Wer ist der Architekt?

Der Chefarchitekt des ersten Bauprojekts war Boris Iofan, Autor des nicht realisierten Projekts des Palastes der Sowjets. Kurz vor Baubeginn des Universitätsgebäude wurde er jedoch von seinem Posten entfernt und durch Lew Rudnew ersetzt.

Boris Iofan

Der Grund dafür war Iofans Unnachgiebigkeit: Er hatte vor, dieses Hochhaus direkt am Hang der Sperlingsberge zu bauen - so dass eine große Treppe das Gebäude mit dem Ufer der Moskwa verbinden sollte. Nach seinem Plan hätte dies die Herrlichkeit des Gebäudes noch weiter unterstrichen. Dafür war Iofan bereit, die Risiken einzugehen, die mit dem schwierigen Boden am Rande des Hügels verbunden waren. Er weigerte sich, den Standort zu ändern.

Lew Rudnew erwies sich als flexibler und verlegte den Bau 800 Meter vom Ufer weg.

Wofür ist es bemerkenswert?

Das MGU-Gebäude wurde zu einem „Testgelände“ für eine Reihe neuer Bautechnologien. Sie ermöglichten es, solche großen Gebäuden unter ungünstigen Bodenverhältnissen zu errichten. Der Schöpfer dieser Technologien, Nikolai Nikitin, entwarf später ein weiteres Moskauer Wahrzeichen – den 540 Meter hohen Fernsehturm Ostankino.
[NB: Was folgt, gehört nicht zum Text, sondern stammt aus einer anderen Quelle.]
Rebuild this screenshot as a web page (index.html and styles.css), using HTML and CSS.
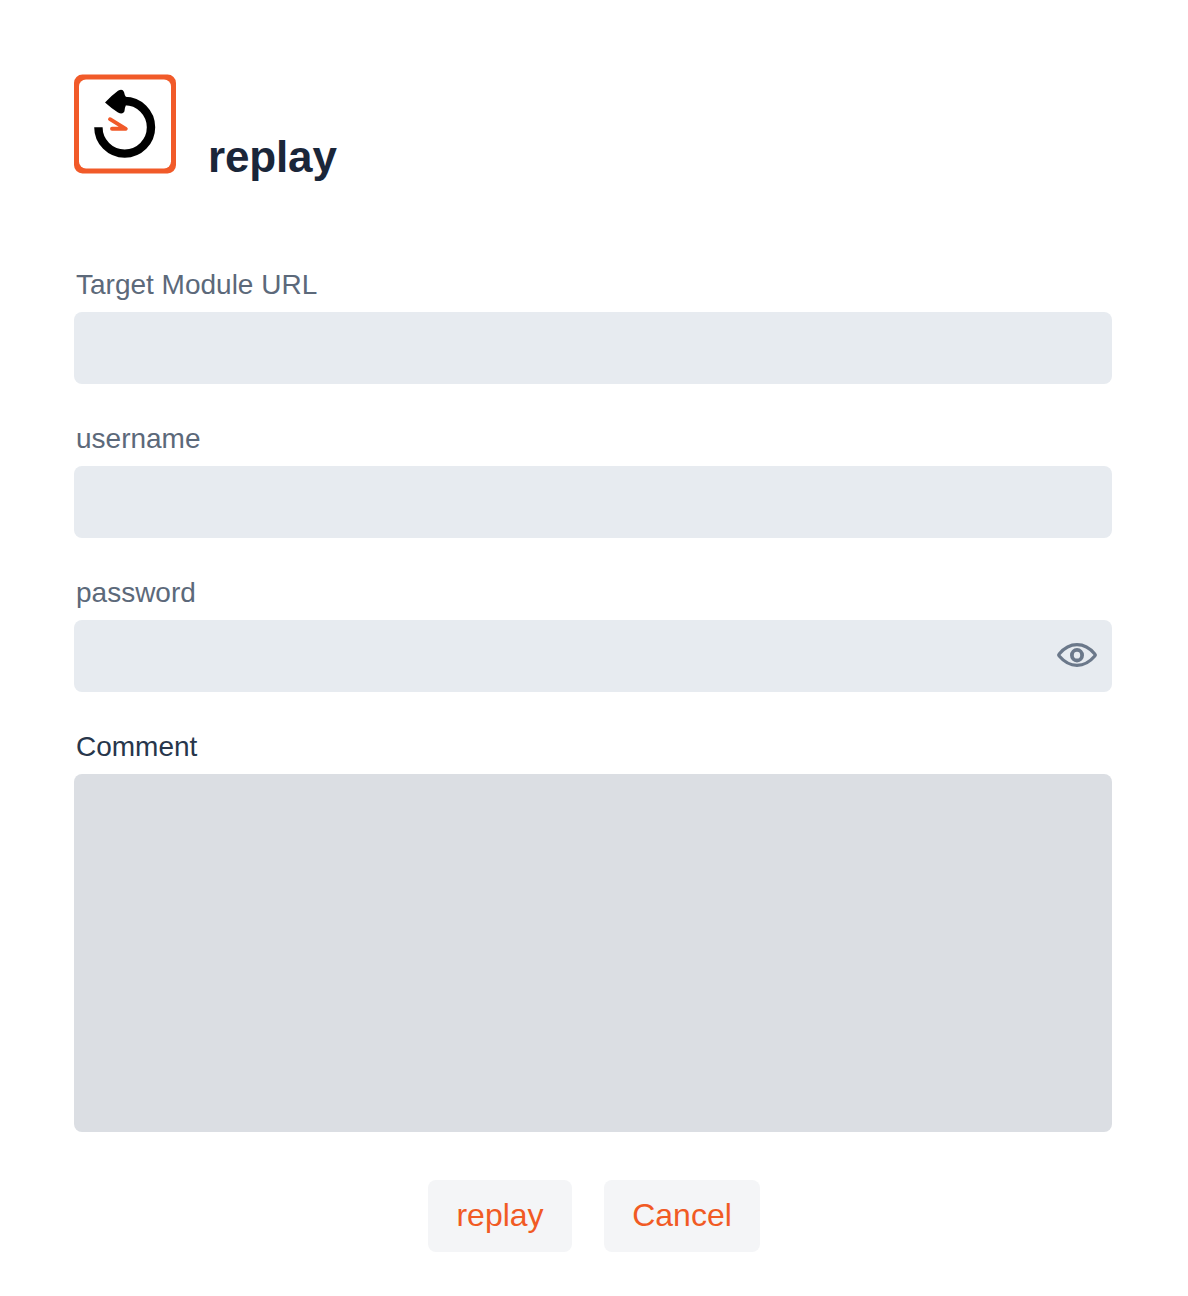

Außerdem gehörte zu einer der Herausforderungen die Aufgabe, in einem einzigen Gebäude eine Kleinstadt für 10.000 Menschen zu schaffen. Somit wurde der MGU-Komplex der erste sowjetische Universitätscampus. Auf seinem Gelände befand sich die gesamte für Studenten notwendige Infrastruktur – Wohnheime, Bibliotheken, ein Post- und ein Telegrafenamt, Läden, Kantinen, ein Schwimmbad und vieles mehr. Die Studenten konnten dort buchstäblich leben, ohne das Gelände bis zum Ende des Studienjahres zu verlassen.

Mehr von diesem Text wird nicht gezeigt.